LA GRAN APUESTA

Steve Carell plays Mark Baum in The Big Short from Paramount Pictures and Regency Enterprises

Didáctica, santurrona y en ocasiones más estúpida de lo que supone que somos nosotros, La gran apuesta (The Big Short, 2015) es, a pesar de sus severas fallas, un documento aterrador de la paralizante resaca tras el colapso económico de 2008. En sus mejores momentos, la película captura el resentimiento de una sociedad urgida de héroes, no de los que se ponen mallas para defender a Wall Street de una rebelión de los pobres, como el Batman de Christopher Nolan, sino de excéntricos nerds capaces de castigar a los bancos y dar a los desempleados y desamparados, siquiera, la satisfacción de saber que alguien los vengó. El director Adam McKay, en cierta forma, acaba de crear la película de superhéroes más interesante dentro de la oleada de filmes que nos cumplen la fantasía de salvar y ser salvados.

    Producida por la casa Plan B de Brad Pitt, La gran apuesta contiene el inevitable sermón del actor —que ya vimos antes en 12 años esclavitud (12 Years a Slave, 2013)— en el papel de un extraño genio financiero en una apuesta contra el sector hipotecario que, de resultar benéfica para él, dejará en la miseria a millones.
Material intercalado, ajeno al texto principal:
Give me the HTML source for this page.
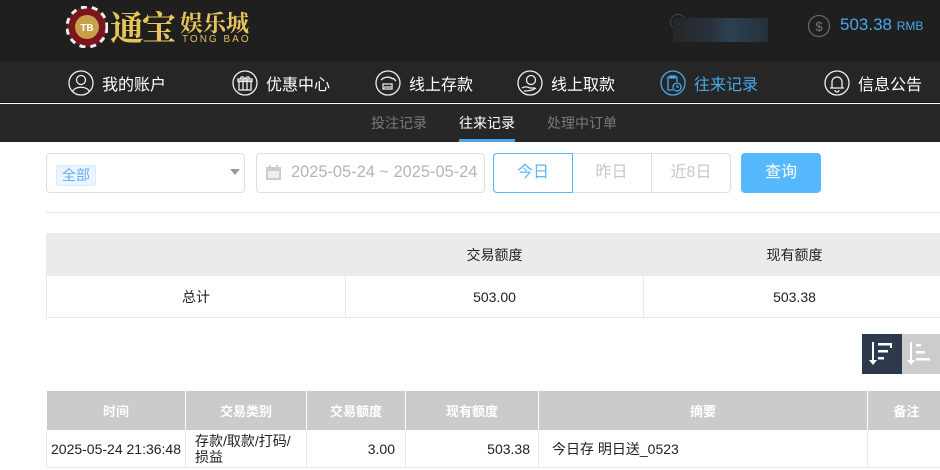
<!DOCTYPE html>
<html><head><meta charset="utf-8"><style>
*{margin:0;padding:0;box-sizing:border-box}
body{width:940px;height:470px;overflow:hidden;background:#fff;font-family:"Liberation Sans","Noto Sans CJK SC",sans-serif;position:relative}
.a{position:absolute}
.hdr{left:0;top:0;width:940px;height:62px;background:#1f1f1f}
.nav{left:0;top:62px;width:940px;height:41px;background:#262626;border-bottom:1px solid #151515}
.sub{left:0;top:104px;width:940px;height:38px;background:#272727}
.ni{position:absolute;top:0;height:41px;display:flex;align-items:center;color:#fff;font-size:16px}
.ni svg{margin-right:8px}
.si{position:absolute;top:0;height:38px;line-height:38px;font-size:14px;color:#7a7a7a}
.box{border:1px solid #dcdfe6;border-radius:4px;background:#fff}
td,th{border:1px solid #e8e8e8;font-size:14px;color:#222}
table{border-collapse:collapse;position:absolute}
</style></head><body>
<div class="a hdr"></div>
<svg class="a" style="left:66px;top:6px" width="42" height="42" viewBox="0 0 42 42">
<circle cx="21" cy="21" r="20" fill="#7a1520"/>
<circle cx="21" cy="21" r="20" fill="none" stroke="#eee" stroke-width="3" stroke-dasharray="6 5"/>
<circle cx="21" cy="21" r="12" fill="#c9a04a"/>
<text x="21" y="25" font-size="10" fill="#fff" text-anchor="middle" font-family="Liberation Sans" font-weight="bold">TB</text>
</svg>
<div class="a" style="left:110px;top:6px;font-size:34px;line-height:40px;color:#e8c55a;font-family:'Noto Serif CJK SC',serif;font-weight:bold;letter-spacing:-2px">通宝</div>
<div class="a" style="left:180px;top:9px;font-size:23px;line-height:26px;color:#e8c55a;font-family:'Noto Serif CJK SC',serif;font-weight:bold">娱乐城</div>
<div class="a" style="left:182px;top:34px;font-size:10px;color:#e0c060;letter-spacing:2px">TONG BAO</div>
<div class="a" style="left:670px;top:14px;width:16px;height:16px;border-radius:50%;border:1px solid #444"></div>
<div class="a" style="left:673px;top:18px;width:95px;height:24px;background:linear-gradient(90deg,#262626,#28323c 40%,#2c4152 60%,#263038)"></div>
<svg class="a" style="left:807px;top:14px" width="24" height="24" viewBox="0 0 24 24"><circle cx="12" cy="12" r="10.5" fill="none" stroke="#666" stroke-width="1.3"/><text x="12" y="17" font-size="13" fill="#777" text-anchor="middle">$</text></svg>
<div class="a" style="left:840px;top:15px;font-size:17px;color:#46a8ea">503.38 <span style="font-size:12px">RMB</span></div>

<div class="a nav">
<div class="ni" style="left:68px"><svg width="26" height="26" viewBox="0 0 26 26" fill="none" stroke="#eee" stroke-width="1.3"><circle cx="13" cy="13" r="12"/><circle cx="13" cy="10" r="4.5"/><path d="M5 21c2-5 14-5 16 0"/></svg>我的账户</div>
<div class="ni" style="left:232px"><svg width="26" height="26" viewBox="0 0 26 26" fill="none" stroke="#eee" stroke-width="1.3"><circle cx="13" cy="13" r="12"/><rect x="7" y="11" width="12" height="9"/><rect x="6" y="9" width="14" height="2.5"/><path d="M11 9v11M15 9v11M13 9c-2-3-5-3-4 0M13 9c2-3 5-3 4 0"/></svg>优惠中心</div>
<div class="ni" style="left:375px"><svg width="26" height="26" viewBox="0 0 26 26" fill="none" stroke="#eee" stroke-width="1.3"><circle cx="13" cy="13" r="12"/><path d="M6 10c3-3 8-4 12-1M8 14h9v5H8zM9 17h7M18 8l3 3"/></svg>线上存款</div>
<div class="ni" style="left:517px"><svg width="26" height="26" viewBox="0 0 26 26" fill="none" stroke="#eee" stroke-width="1.3"><circle cx="13" cy="13" r="12"/><circle cx="14" cy="10" r="4.5"/><path d="M5 18c3-2 6-1 8 0h5M7 21c3 0 8 0 12-3"/></svg>线上取款</div>
<div class="ni" style="left:660px;color:#46a8ea"><svg width="26" height="26" viewBox="0 0 26 26" fill="none" stroke="#46a8ea" stroke-width="1.3"><circle cx="13" cy="13" r="12"/><path d="M13 20H8V7h9v5M10 6h5v2h-5z"/><circle cx="17" cy="17" r="4"/><path d="M17 15v2h2"/></svg>往来记录</div>
<div class="ni" style="left:824px"><svg width="26" height="26" viewBox="0 0 26 26" fill="none" stroke="#eee" stroke-width="1.3"><circle cx="13" cy="13" r="12"/><path d="M8 18V12a5 5 0 0 1 10 0v6zM6 18h14M11 20a2 2 0 0 0 4 0"/></svg>信息公告</div>
</div>

<div class="a sub">
<div class="si" style="left:371px">投注记录</div>
<div class="si" style="left:459px;color:#fff">往来记录</div>
<div class="a" style="left:459px;top:35px;width:56px;height:3px;background:#46a8ea"></div>
<div class="si" style="left:547px">处理中订单</div>
</div>

<div class="a box" style="left:46px;top:153px;width:199px;height:40px"></div>
<div class="a" style="left:56px;top:165px;width:40px;height:21px;background:#ecf5ff;border:1px solid #d9ecff;border-radius:2px;color:#5cb1f7;font-size:14px;line-height:19px;text-align:center">全部</div>
<div class="a" style="left:230px;top:169px;width:0;height:0;border-left:5px solid transparent;border-right:5px solid transparent;border-top:6px solid #999"></div>
<div class="a box" style="left:256px;top:153px;width:229px;height:40px"></div>
<svg class="a" style="left:265px;top:164px" width="17" height="17" viewBox="0 0 17 17"><rect x="1" y="3" width="15" height="13" fill="#ccc"/><rect x="3" y="7" width="11" height="7" fill="#eee"/><rect x="4" y="1" width="2" height="4" fill="#ccc"/><rect x="11" y="1" width="2" height="4" fill="#ccc"/></svg>
<div class="a" style="left:291px;top:163px;font-size:16.4px;color:#b5b5b5">2025-05-24 ~ 2025-05-24</div>
<div class="a box" style="left:493px;top:153px;width:238px;height:40px"></div>
<div class="a" style="left:493px;top:153px;width:80px;height:40px;border:1px solid #56b8fd;border-radius:4px 0 0 4px;color:#56b8fd;font-size:16px;line-height:38px;text-align:center">今日</div>
<div class="a" style="left:572px;top:154px;width:80px;height:38px;border-right:1px solid #dcdfe6;color:#c8c8c8;font-size:16px;line-height:38px;text-align:center">昨日</div>
<div class="a" style="left:652px;top:154px;width:78px;height:38px;color:#c8c8c8;font-size:16px;line-height:38px;text-align:center">近8日</div>
<div class="a" style="left:741px;top:153px;width:80px;height:40px;background:#56b8fd;border-radius:4px;color:#fff;font-size:16px;line-height:40px;text-align:center">查询</div>
<div class="a" style="left:46px;top:212px;width:894px;height:1px;background:#e5e5e5"></div>

<table style="left:46px;top:233px;width:900px">
<tr style="height:42px;background:#ebebeb"><th style="width:299px;border-color:#ebebeb"></th><th style="width:298px;font-weight:normal;border-color:#ebebeb">交易额度</th><th style="font-weight:normal;border-color:#ebebeb">现有额度</th></tr>
<tr style="height:42px;text-align:center"><td>总计</td><td>503.00</td><td>503.38</td></tr>
</table>

<div class="a" style="left:862px;top:334px;width:40px;height:40px;background:#2d3a4e"></div>
<div class="a" style="left:902px;top:334px;width:38px;height:40px;background:#ccc"></div>
<svg class="a" style="left:862px;top:334px" width="78" height="40" viewBox="0 0 78 40" fill="#fff"><rect x="10" y="8" width="2" height="20"/><path d="M7 26h8l-4 5z"/><rect x="16" y="9" width="14" height="2.5"/><rect x="16" y="16" width="10" height="2.5"/><rect x="16" y="23" width="6" height="2.5"/><rect x="28" y="9" width="2" height="5"/>
<rect x="48" y="8" width="2" height="20"/><path d="M45 26h8l-4 5z"/><rect x="54" y="10" width="5" height="2.5"/><rect x="54" y="17" width="9" height="2.5"/><rect x="54" y="24" width="14" height="2.5"/></svg>

<table style="left:46px;top:390px;width:900px">
<tr style="height:40px;background:#cbcbcb;color:#fff">
<th style="width:139px;color:#fff;font-size:13px;border-color:#fff">时间</th><th style="width:121px;color:#fff;font-size:13px;border-color:#fff">交易类别</th><th style="width:99px;color:#fff;font-size:13px;border-color:#fff">交易额度</th><th style="width:133px;color:#fff;font-size:13px;border-color:#fff">现有额度</th><th style="width:329px;color:#fff;font-size:13px;border-color:#fff">摘要</th><th style="color:#fff;font-size:13px;border-color:#fff">备注</th></tr>
<tr style="height:37px;font-size:14px"><td style="text-align:center;font-size:14px">2025-05-24 21:36:48</td><td style="padding-left:9px;line-height:16px">存款/取款/打码/<br>损益</td><td style="text-align:right;padding-right:10px">3.00</td><td style="text-align:right;padding-right:8px">503.38</td><td style="padding-left:13px">今日存 明日送_0523</td><td></td></tr>
</table>
</body></html>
La gran apuesta se propone responder a El lobo de Wall Street (The Wolf of Wall Street, 2013), de Martin Scorsese, cuando, en vez de mostrarnos a los despreciables criminales de cuello blanco, exalta a un grupo de nerds moralistas. La relación se evidencia aún más en el sinvergüenza Ryan Gosling, quien narra la historia apropiándose de las técnicas metatextuales del protagonista de Scorsese. McKay busca trascender el filme del maestro con explicaciones para dummies del colapso económico que Belfort se dio el lujo de despreciar. No lo logra. Su disparatado ritmo y tono, a veces cínico y a veces justiciero, nos dejan meramente con lo que me gusta llamar: El lobezno de Wall Street.